--- WRITTEN TASK ---
Please transcribe the listing below in full and word for word, without its pictures.
— BEGIN —
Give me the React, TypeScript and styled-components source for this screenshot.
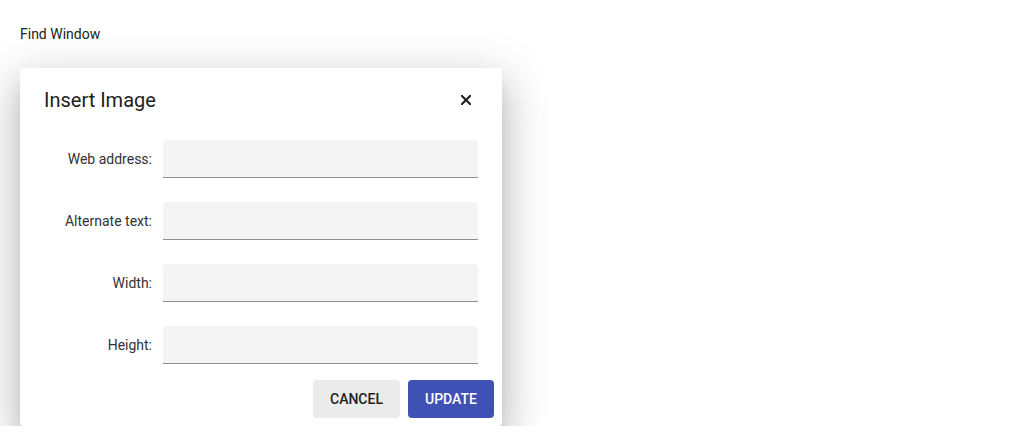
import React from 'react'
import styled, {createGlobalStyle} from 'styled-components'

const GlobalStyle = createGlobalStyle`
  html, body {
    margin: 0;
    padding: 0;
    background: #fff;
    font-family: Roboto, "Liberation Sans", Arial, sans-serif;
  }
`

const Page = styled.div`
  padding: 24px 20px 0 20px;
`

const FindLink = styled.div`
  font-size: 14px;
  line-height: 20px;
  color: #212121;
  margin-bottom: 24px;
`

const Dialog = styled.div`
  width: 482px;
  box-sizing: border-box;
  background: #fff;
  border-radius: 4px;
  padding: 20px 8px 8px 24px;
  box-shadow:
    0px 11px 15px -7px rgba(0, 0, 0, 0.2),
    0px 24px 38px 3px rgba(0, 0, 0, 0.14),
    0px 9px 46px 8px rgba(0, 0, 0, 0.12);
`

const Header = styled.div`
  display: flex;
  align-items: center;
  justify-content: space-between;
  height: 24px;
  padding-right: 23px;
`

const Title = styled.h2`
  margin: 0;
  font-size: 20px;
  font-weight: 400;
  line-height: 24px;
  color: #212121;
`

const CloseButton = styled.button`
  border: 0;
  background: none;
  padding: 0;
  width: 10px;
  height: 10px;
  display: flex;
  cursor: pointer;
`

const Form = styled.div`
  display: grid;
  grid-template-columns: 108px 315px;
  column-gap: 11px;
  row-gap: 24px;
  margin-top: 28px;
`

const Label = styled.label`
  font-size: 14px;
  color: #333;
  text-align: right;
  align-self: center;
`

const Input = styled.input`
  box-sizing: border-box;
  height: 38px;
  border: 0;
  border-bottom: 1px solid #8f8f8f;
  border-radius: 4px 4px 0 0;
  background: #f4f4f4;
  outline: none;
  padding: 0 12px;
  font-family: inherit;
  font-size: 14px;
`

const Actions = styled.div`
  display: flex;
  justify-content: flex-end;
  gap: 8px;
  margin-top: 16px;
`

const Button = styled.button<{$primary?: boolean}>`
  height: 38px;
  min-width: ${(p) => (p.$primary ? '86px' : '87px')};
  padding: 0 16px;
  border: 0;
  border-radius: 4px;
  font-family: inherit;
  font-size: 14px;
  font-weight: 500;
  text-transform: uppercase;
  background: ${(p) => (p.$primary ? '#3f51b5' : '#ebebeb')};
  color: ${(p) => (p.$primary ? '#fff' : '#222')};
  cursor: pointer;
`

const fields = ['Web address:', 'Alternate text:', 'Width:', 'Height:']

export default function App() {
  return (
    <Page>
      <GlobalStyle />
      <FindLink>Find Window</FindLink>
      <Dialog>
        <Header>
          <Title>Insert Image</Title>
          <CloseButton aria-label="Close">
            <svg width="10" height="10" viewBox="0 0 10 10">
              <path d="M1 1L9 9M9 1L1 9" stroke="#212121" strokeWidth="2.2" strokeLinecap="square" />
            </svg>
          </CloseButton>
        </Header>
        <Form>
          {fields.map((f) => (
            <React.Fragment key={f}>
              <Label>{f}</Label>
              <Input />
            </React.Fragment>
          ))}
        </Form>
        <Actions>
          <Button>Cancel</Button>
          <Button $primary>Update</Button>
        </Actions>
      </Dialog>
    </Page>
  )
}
— END —
--- ANSWER IN FULL ---
Give me the React, TypeScript and styled-components source for this screenshot.
import React from 'react'
import styled, {createGlobalStyle} from 'styled-components'

const GlobalStyle = createGlobalStyle`
  html, body {
    margin: 0;
    padding: 0;
    background: #fff;
    font-family: Roboto, "Liberation Sans", Arial, sans-serif;
  }
`

const Page = styled.div`
  padding: 24px 20px 0 20px;
`

const FindLink = styled.div`
  font-size: 14px;
  line-height: 20px;
  color: #212121;
  margin-bottom: 24px;
`

const Dialog = styled.div`
  width: 482px;
  box-sizing: border-box;
  background: #fff;
  border-radius: 4px;
  padding: 20px 8px 8px 24px;
  box-shadow:
    0px 11px 15px -7px rgba(0, 0, 0, 0.2),
    0px 24px 38px 3px rgba(0, 0, 0, 0.14),
    0px 9px 46px 8px rgba(0, 0, 0, 0.12);
`

const Header = styled.div`
  display: flex;
  align-items: center;
  justify-content: space-between;
  height: 24px;
  padding-right: 23px;
`

const Title = styled.h2`
  margin: 0;
  font-size: 20px;
  font-weight: 400;
  line-height: 24px;
  color: #212121;
`

const CloseButton = styled.button`
  border: 0;
  background: none;
  padding: 0;
  width: 10px;
  height: 10px;
  display: flex;
  cursor: pointer;
`

const Form = styled.div`
  display: grid;
  grid-template-columns: 108px 315px;
  column-gap: 11px;
  row-gap: 24px;
  margin-top: 28px;
`

const Label = styled.label`
  font-size: 14px;
  color: #333;
  text-align: right;
  align-self: center;
`

const Input = styled.input`
  box-sizing: border-box;
  height: 38px;
  border: 0;
  border-bottom: 1px solid #8f8f8f;
  border-radius: 4px 4px 0 0;
  background: #f4f4f4;
  outline: none;
  padding: 0 12px;
  font-family: inherit;
  font-size: 14px;
`

const Actions = styled.div`
  display: flex;
  justify-content: flex-end;
  gap: 8px;
  margin-top: 16px;
`

const Button = styled.button<{$primary?: boolean}>`
  height: 38px;
  min-width: ${(p) => (p.$primary ? '86px' : '87px')};
  padding: 0 16px;
  border: 0;
  border-radius: 4px;
  font-family: inherit;
  font-size: 14px;
  font-weight: 500;
  text-transform: uppercase;
  background: ${(p) => (p.$primary ? '#3f51b5' : '#ebebeb')};
  color: ${(p) => (p.$primary ? '#fff' : '#222')};
  cursor: pointer;
`

const fields = ['Web address:', 'Alternate text:', 'Width:', 'Height:']

export default function App() {
  return (
    <Page>
      <GlobalStyle />
      <FindLink>Find Window</FindLink>
      <Dialog>
        <Header>
          <Title>Insert Image</Title>
          <CloseButton aria-label="Close">
            <svg width="10" height="10" viewBox="0 0 10 10">
              <path d="M1 1L9 9M9 1L1 9" stroke="#212121" strokeWidth="2.2" strokeLinecap="square" />
            </svg>
          </CloseButton>
        </Header>
        <Form>
          {fields.map((f) => (
            <React.Fragment key={f}>
              <Label>{f}</Label>
              <Input />
            </React.Fragment>
          ))}
        </Form>
        <Actions>
          <Button>Cancel</Button>
          <Button $primary>Update</Button>
        </Actions>
      </Dialog>
    </Page>
  )
}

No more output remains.